Scenario 3: Boosting Generalization of New Tasks
Task: Flip Orange Pot Upright
Using Bridge Data: 5/10; Not Using Bridge Data: 6/10
Potential reasons for no gain: There is no orange pot in the prior dataset, the flip pot task in the prior dataset involves a metal pot.
Task: Take Lid off Pot
Using Bridge Data: 6/10; Not Using Bridge Data 6/10
Potential reasons for no gain: There are only 100 demos involving a lid in the prior dataset. Only 50 of them involve pot as well.
Task: Open Box Flap
Using Bridge Data: 1/10; Not Using Bridge Data 1/10
Potential reasons for no gain: Boxes are not contained in the prior data and have very different visual appearances from the other objects present in the dataset. The task is also quite different from the most prevalent pick-and-place tasks in the dataset.

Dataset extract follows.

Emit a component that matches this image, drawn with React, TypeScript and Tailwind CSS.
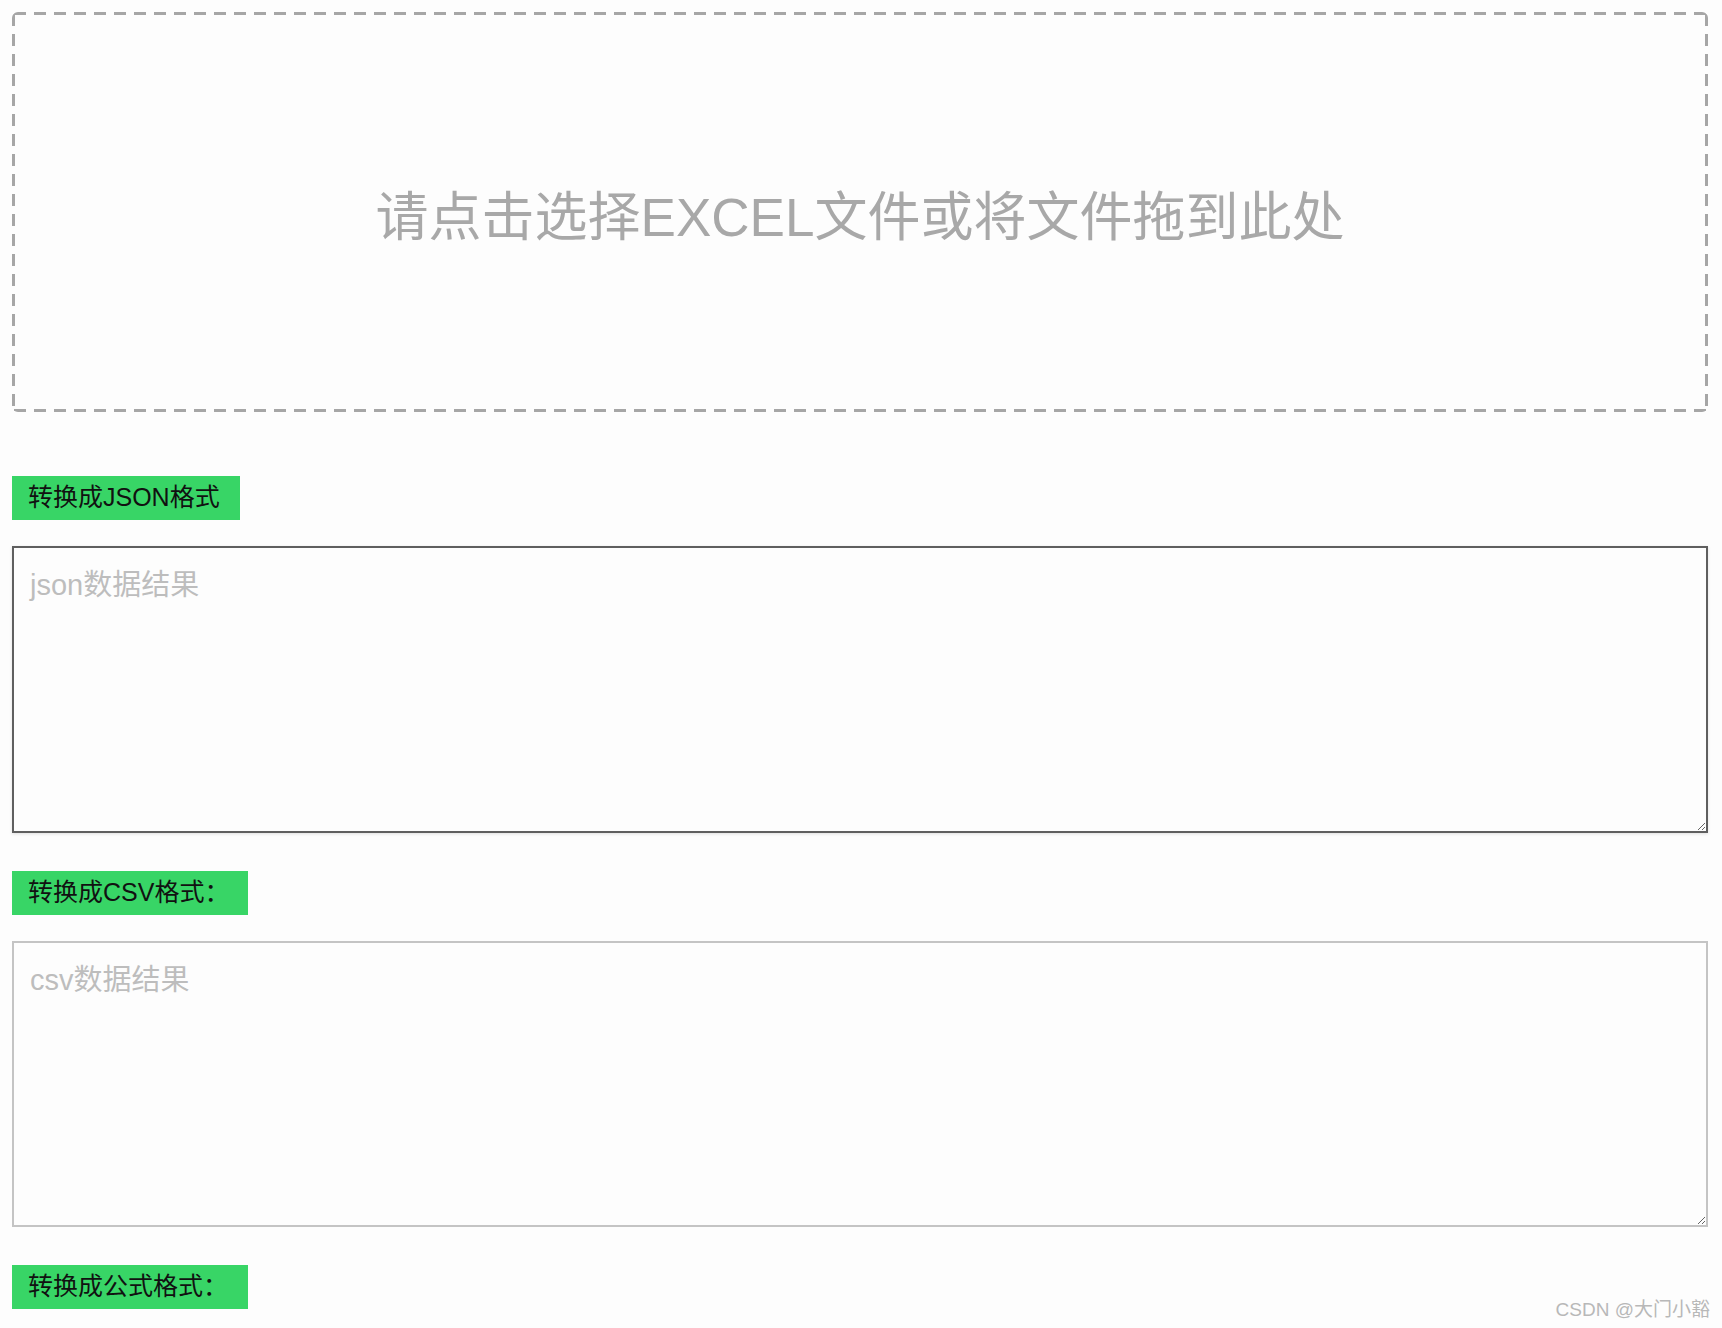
const font = { fontFamily: '"Liberation Sans", "Noto Sans CJK SC", sans-serif' }

const GreenLabel = ({ text, width }: { text: string; width: string }) => (
  <div className={`${width} h-[44px] bg-[#38d566] pl-4 flex items-center text-[25px] text-[#111]`}>{text}</div>
)

const App = () => {
  return (
    <div className="relative min-h-[1328px] bg-[#fdfdfd] px-[12px] pt-[12px]" style={font}>
      <div className="h-[400px] w-[1696px] rounded-md flex items-center justify-center [background-image:linear-gradient(90deg,#a6a6a6_12px,transparent_0),linear-gradient(90deg,#a6a6a6_12px,transparent_0),linear-gradient(180deg,#a6a6a6_12px,transparent_0),linear-gradient(180deg,#a6a6a6_12px,transparent_0)] [background-size:20px_3px,20px_3px,3px_20px,3px_20px] [background-position:2px_0,2px_100%,0_2px,100%_2px] [background-repeat:repeat-x,repeat-x,repeat-y,repeat-y]">
        <span className="text-[53px] text-[#a8a8a8] mt-[12px]">请点击选择EXCEL文件或将文件拖到此处</span>
      </div>

      <div className="mt-[64px]">
        <GreenLabel text="转换成JSON格式" width="w-[228px]" />
      </div>
      <textarea
        className="block mt-[26px] w-[1696px] h-[287px] border-2 border-[#5f5f5f] bg-[#fdfdfd] px-4 py-[16px] text-[29px] placeholder:text-[#bdbdbd] shadow-[0_1px_3px_rgba(0,0,0,0.12)] outline-none"
        placeholder="json数据结果"
      />

      <div className="mt-[38px]">
        <GreenLabel text="转换成CSV格式：" width="w-[236px]" />
      </div>
      <textarea
        className="block mt-[26px] w-[1696px] h-[286px] border-2 border-[#c4c4c4] bg-[#fdfdfd] px-4 py-[16px] text-[29px] placeholder:text-[#bdbdbd] outline-none"
        placeholder="csv数据结果"
      />

      <div className="mt-[38px]">
        <GreenLabel text="转换成公式格式：" width="w-[236px]" />
      </div>

      <div className="absolute right-[12px] bottom-[4px] text-[19px] text-[#b8b8b8] [text-shadow:0_0_2px_#fff]">
        CSDN @大门小豁
      </div>
    </div>
  )
}

export default App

Task: Put Blue Pen into Drawer
Using Bridge Data: 0/10; Not Using Bridge Data 0/10
Potential reasons for no gain: The tool chest environment we experimented with in this task has a saturated red-colored background, as well as many objects with red parts, which is visually too different from the environments of the prior data.
Table summarizing scenarios of gain and no gain through the use of bridge dataset. Scenarios, where joint training with the prior data does not improve performance over training on a single task, are marked in red font. The examples in this table are intended to give an impression of the boundaries of where transfer gains occur and where they do not occur and are not an exhaustive list of all the experiments.
Conclusion
We have shown that a multi-task and multi-domain bridge dataset can be leveraged to boost policy generalization and transfer to a target domain (even if it is very different).
Therefore anyone who uses robot setups within the distribution of the bridge dataset should be able to leverage our dataset to improve policy generalization.
We have confirmed our hypothesis that data from loosely related tasks and environments can help policy generalization marking a significant advance in data reuse for robotics.